TCP vulnerability: cancel red alert

Posted Apr 22, 2004 13:16 UTC (Thu) by pflugstad (subscriber, #224) [Link]

This doesn't work except at the very edge of the network. And it creates problems with multi-homed networks where traffic could be going out one connection and back in another. It can't be used on the core of anyones network at all, which is where this type of attack would be most effective. NANOG has had extensive discussions on this subject in the last few months - see their mailing lists. NANOG has also been discussing this problem for the last few days.

Also, with the large number of Zombie systems out there, spoofing IP addresses is not needed for DDoS attacks.

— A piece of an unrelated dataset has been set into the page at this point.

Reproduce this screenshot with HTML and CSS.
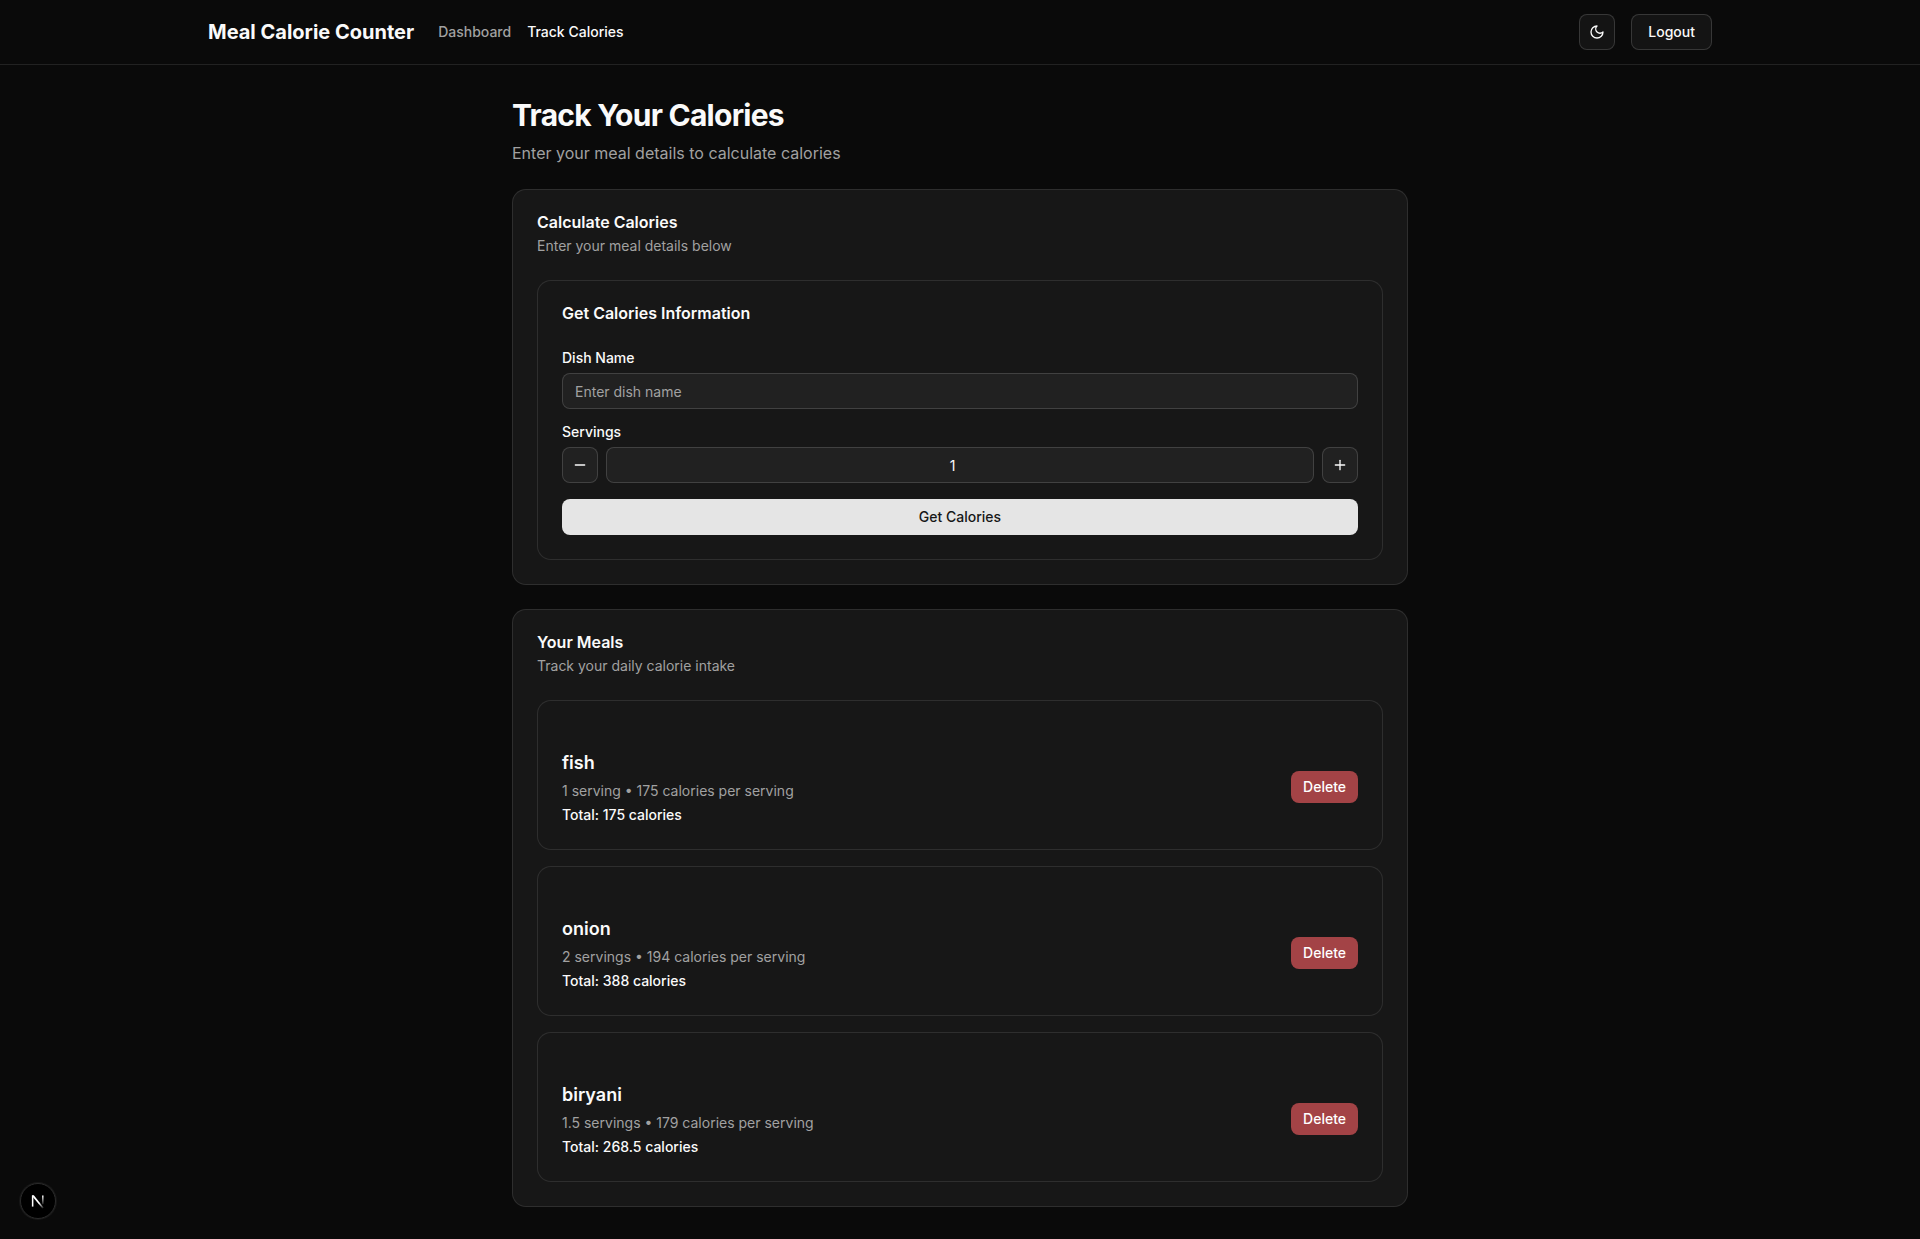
FILE: index.html
```html
<!DOCTYPE html>
<html lang="en">
<head>
<meta charset="utf-8">
<meta name="viewport" content="width=device-width, initial-scale=1">
<title>Meal Calorie Counter</title>
<link rel="stylesheet" href="styles.css">
</head>
<body>
<header class="site-header">
  <div class="container">
    <div class="header-left">
      <a class="brand" href="#">Meal Calorie Counter</a>
      <nav class="nav">
        <a class="nav-link" href="#">Dashboard</a>
        <a class="nav-link active" href="#" aria-current="page">Track Calories</a>
      </nav>
    </div>
    <div class="header-right">
      <button class="btn btn-outline btn-icon" type="button" aria-label="Toggle theme">
        <svg class="icon" viewBox="0 0 24 24"><path d="M12 3a6 6 0 0 0 9 9 9 9 0 1 1-9-9Z"/></svg>
      </button>
      <button class="btn btn-outline" type="button">Logout</button>
    </div>
  </div>
</header>

<main class="page">
  <div class="page-heading">
    <h1 class="page-title">Track Your Calories</h1>
    <p class="page-subtitle">Enter your meal details to calculate calories</p>
  </div>

  <section class="card">
    <div class="card-header">
      <h2 class="card-title">Calculate Calories</h2>
      <p class="card-description">Enter your meal details below</p>
    </div>
    <div class="card">
      <h3 class="card-title form-title">Get Calories Information</h3>
      <form class="form">
        <div class="field">
          <label class="label" for="dish">Dish Name</label>
          <input class="input" id="dish" type="text" placeholder="Enter dish name">
        </div>
        <div class="field">
          <label class="label" for="servings">Servings</label>
          <div class="stepper">
            <button class="btn btn-step btn-icon" type="button" aria-label="Decrease servings">
              <svg class="icon" viewBox="0 0 24 24"><path d="M5 12h14"/></svg>
            </button>
            <input class="input input-count" id="servings" type="number" min="0" step="0.5" value="1">
            <button class="btn btn-step btn-icon" type="button" aria-label="Increase servings">
              <svg class="icon" viewBox="0 0 24 24"><path d="M5 12h14"/><path d="M12 5v14"/></svg>
            </button>
          </div>
        </div>
        <button class="btn btn-primary" type="button">Get Calories</button>
      </form>
    </div>
  </section>

  <section class="card">
    <div class="card-header">
      <h2 class="card-title">Your Meals</h2>
      <p class="card-description">Track your daily calorie intake</p>
    </div>
    <div class="meals">
      <article class="card meal">
        <div class="meal-info">
          <h3 class="meal-name">fish</h3>
          <p class="meal-detail">1 serving • 175 calories per serving</p>
          <p class="meal-total">Total: 175 calories</p>
        </div>
        <button class="btn btn-danger" type="button">Delete</button>
      </article>
      <article class="card meal">
        <div class="meal-info">
          <h3 class="meal-name">onion</h3>
          <p class="meal-detail">2 servings • 194 calories per serving</p>
          <p class="meal-total">Total: 388 calories</p>
        </div>
        <button class="btn btn-danger" type="button">Delete</button>
      </article>
      <article class="card meal">
        <div class="meal-info">
          <h3 class="meal-name">biryani</h3>
          <p class="meal-detail">1.5 servings • 179 calories per serving</p>
          <p class="meal-total">Total: 268.5 calories</p>
        </div>
        <button class="btn btn-danger" type="button">Delete</button>
      </article>
    </div>
  </section>
</main>

<button class="dev-badge" type="button" aria-label="Open Next.js Dev Tools">
  <svg class="dev-logo" viewBox="0 0 40 40" fill="none">
    <defs>
      <linearGradient id="fade-stem" x1="26" y1="13" x2="26" y2="26" gradientUnits="userSpaceOnUse">
        <stop stop-color="#fff"/><stop offset="1" stop-color="#fff" stop-opacity="0"/>
      </linearGradient>
      <linearGradient id="fade-diagonal" x1="22" y1="22" x2="28" y2="29" gradientUnits="userSpaceOnUse">
        <stop stop-color="#fff"/><stop offset="1" stop-color="#fff" stop-opacity="0"/>
      </linearGradient>
    </defs>
    <path d="M13.3 27V13.2" stroke="#fff" stroke-width="1.9"/>
    <path d="M12.4 12.8H14.8L27.2 28.4L25.6 29.4L13.3 14.8Z" fill="url(#fade-diagonal)"/>
    <path d="M26 13V24" stroke="url(#fade-stem)" stroke-width="1.9"/>
  </svg>
</button>
</body>
</html>
```
FILE: styles.css
```css
*,
*::before,
*::after {
  box-sizing: border-box;
}

:root {
  --background: #0a0a0a;
  --card: #171717;
  --foreground: #fafafa;
  --muted: #a1a1a1;
  --border: rgba(255, 255, 255, 0.1);
  --input-border: rgba(255, 255, 255, 0.15);
  --input-fill: rgba(255, 255, 255, 0.045);
}

body {
  margin: 0;
  background: var(--background);
  color: var(--foreground);
  font-family: Inter, "Liberation Sans", sans-serif;
  font-size: 16px;
  line-height: 24px;
}

h1, h2, h3, p {
  margin: 0;
}

a {
  color: inherit;
  text-decoration: none;
}

.site-header {
  border-bottom: 1px solid var(--border);
}

.container {
  display: flex;
  align-items: center;
  justify-content: space-between;
  max-width: 1536px;
  min-height: 64px;
  margin: 0 auto;
  padding: 0 16px;
}

.header-left {
  display: flex;
  align-items: center;
  gap: 24px;
}

.header-right,
.nav {
  display: flex;
  align-items: center;
  gap: 16px;
}

.brand {
  font-size: 20px;
  line-height: 28px;
  font-weight: 700;
}

.nav-link {
  font-size: 14px;
  line-height: 20px;
  font-weight: 500;
  color: var(--muted);
}

.nav-link.active {
  color: var(--foreground);
}

.btn {
  display: inline-flex;
  align-items: center;
  justify-content: center;
  height: 36px;
  padding: 0 16px;
  border: 0;
  border-radius: 8px;
  color: var(--foreground);
  font-family: inherit;
  font-size: 14px;
  line-height: 20px;
  font-weight: 500;
  cursor: pointer;
}

.btn-outline,
.btn-step {
  border: 1px solid var(--input-border);
  background: var(--input-fill);
}

.btn-icon {
  flex: none;
  width: 36px;
  padding: 0;
}

.btn-primary {
  background: #e5e5e5;
  color: #171717;
}

.btn-danger {
  height: 32px;
  padding: 0 12px;
  background: #a34346;
  color: #fff;
}

.icon {
  width: 16px;
  height: 16px;
  fill: none;
  stroke: currentColor;
  stroke-width: 2;
  stroke-linecap: round;
  stroke-linejoin: round;
}

.page {
  display: flex;
  flex-direction: column;
  gap: 24px;
  max-width: 928px;
  margin: 0 auto;
  padding: 32px 16px;
}

.page-heading {
  display: flex;
  flex-direction: column;
  gap: 8px;
}

.page-title {
  font-size: 30px;
  line-height: 36px;
  font-weight: 700;
  letter-spacing: -0.025em;
}

.page-subtitle {
  color: var(--muted);
}

.card {
  display: flex;
  flex-direction: column;
  gap: 24px;
  padding: 24px;
  border: 1px solid var(--border);
  border-radius: 14px;
  background: var(--card);
}

.card-header {
  display: flex;
  flex-direction: column;
  gap: 6px;
}

.card-title {
  font-size: 16px;
  line-height: 16px;
  font-weight: 600;
}

.form-title {
  padding-bottom: 6px;
}

.card-description,
.meal-detail {
  color: var(--muted);
  font-size: 14px;
  line-height: 20px;
}

.form,
.meals {
  display: flex;
  flex-direction: column;
  gap: 16px;
}

.field {
  display: flex;
  flex-direction: column;
  gap: 8px;
}

.label {
  font-size: 14px;
  line-height: 14px;
  font-weight: 500;
}

.input {
  width: 100%;
  height: 36px;
  padding: 4px 12px;
  border: 1px solid var(--input-border);
  border-radius: 8px;
  background: var(--input-fill);
  color: var(--foreground);
  font-family: inherit;
  font-size: 14px;
}

.input::placeholder {
  color: var(--muted);
}

.input-count {
  flex: 1;
  min-width: 0;
  text-align: center;
}

.stepper {
  display: flex;
  gap: 8px;
}

.meal {
  flex-direction: row;
  align-items: center;
  justify-content: space-between;
  padding-top: 48px;
}

.meal-info {
  display: flex;
  flex-direction: column;
  gap: 4px;
}

.meal-name {
  font-size: 18px;
  line-height: 28px;
  font-weight: 600;
}

.meal-total {
  font-size: 14px;
  line-height: 20px;
  font-weight: 500;
}

.dev-badge {
  position: fixed;
  left: 20px;
  bottom: 20px;
  display: flex;
  align-items: center;
  justify-content: center;
  width: 36px;
  height: 36px;
  padding: 0;
  border: 1px solid #2a2a2a;
  border-radius: 50%;
  background: #000;
  box-shadow: 0 0 0 1px #171717;
}

.dev-logo {
  width: 32px;
  height: 32px;
}
```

TCP vulnerability: cancel red alert

Posted Apr 22, 2004 18:28 UTC (Thu) by jbh (subscriber, #494) [Link]

All true. Anti-spoof-filtering must be done at the edge. Very few ISPs currently do this, because there is no pressure for them to do so. There is no advantage in doing it. But if everybody did, everybody would be better off. Prisoner's dilemma. Needs "outside" pressure to get to best solution.

Regarding DoS though, while a DoS doesn't require spoofed source addresses, it does make it much much harder to stop.

ingress filtering to stop source address spoofing

Posted Apr 23, 2004 21:28 UTC (Fri) by giraffedata (subscriber, #1954) [Link]

This doesn't work except at the very edge of the network.

Doing it at the edge would probably be sufficient.

In fact, I thought it already was already done there. Can an AOL or Earthlink or Road Runner home Internet user send packets with arbitrary source IP addresses into the Internet? Have we had Internet hacks recently using spoofed IP source addresses?

It doesn't have to be the very edge, does it? Just beyond the point where the Internet becomes a tree. I assume most of the Internet nodes are in that outer region.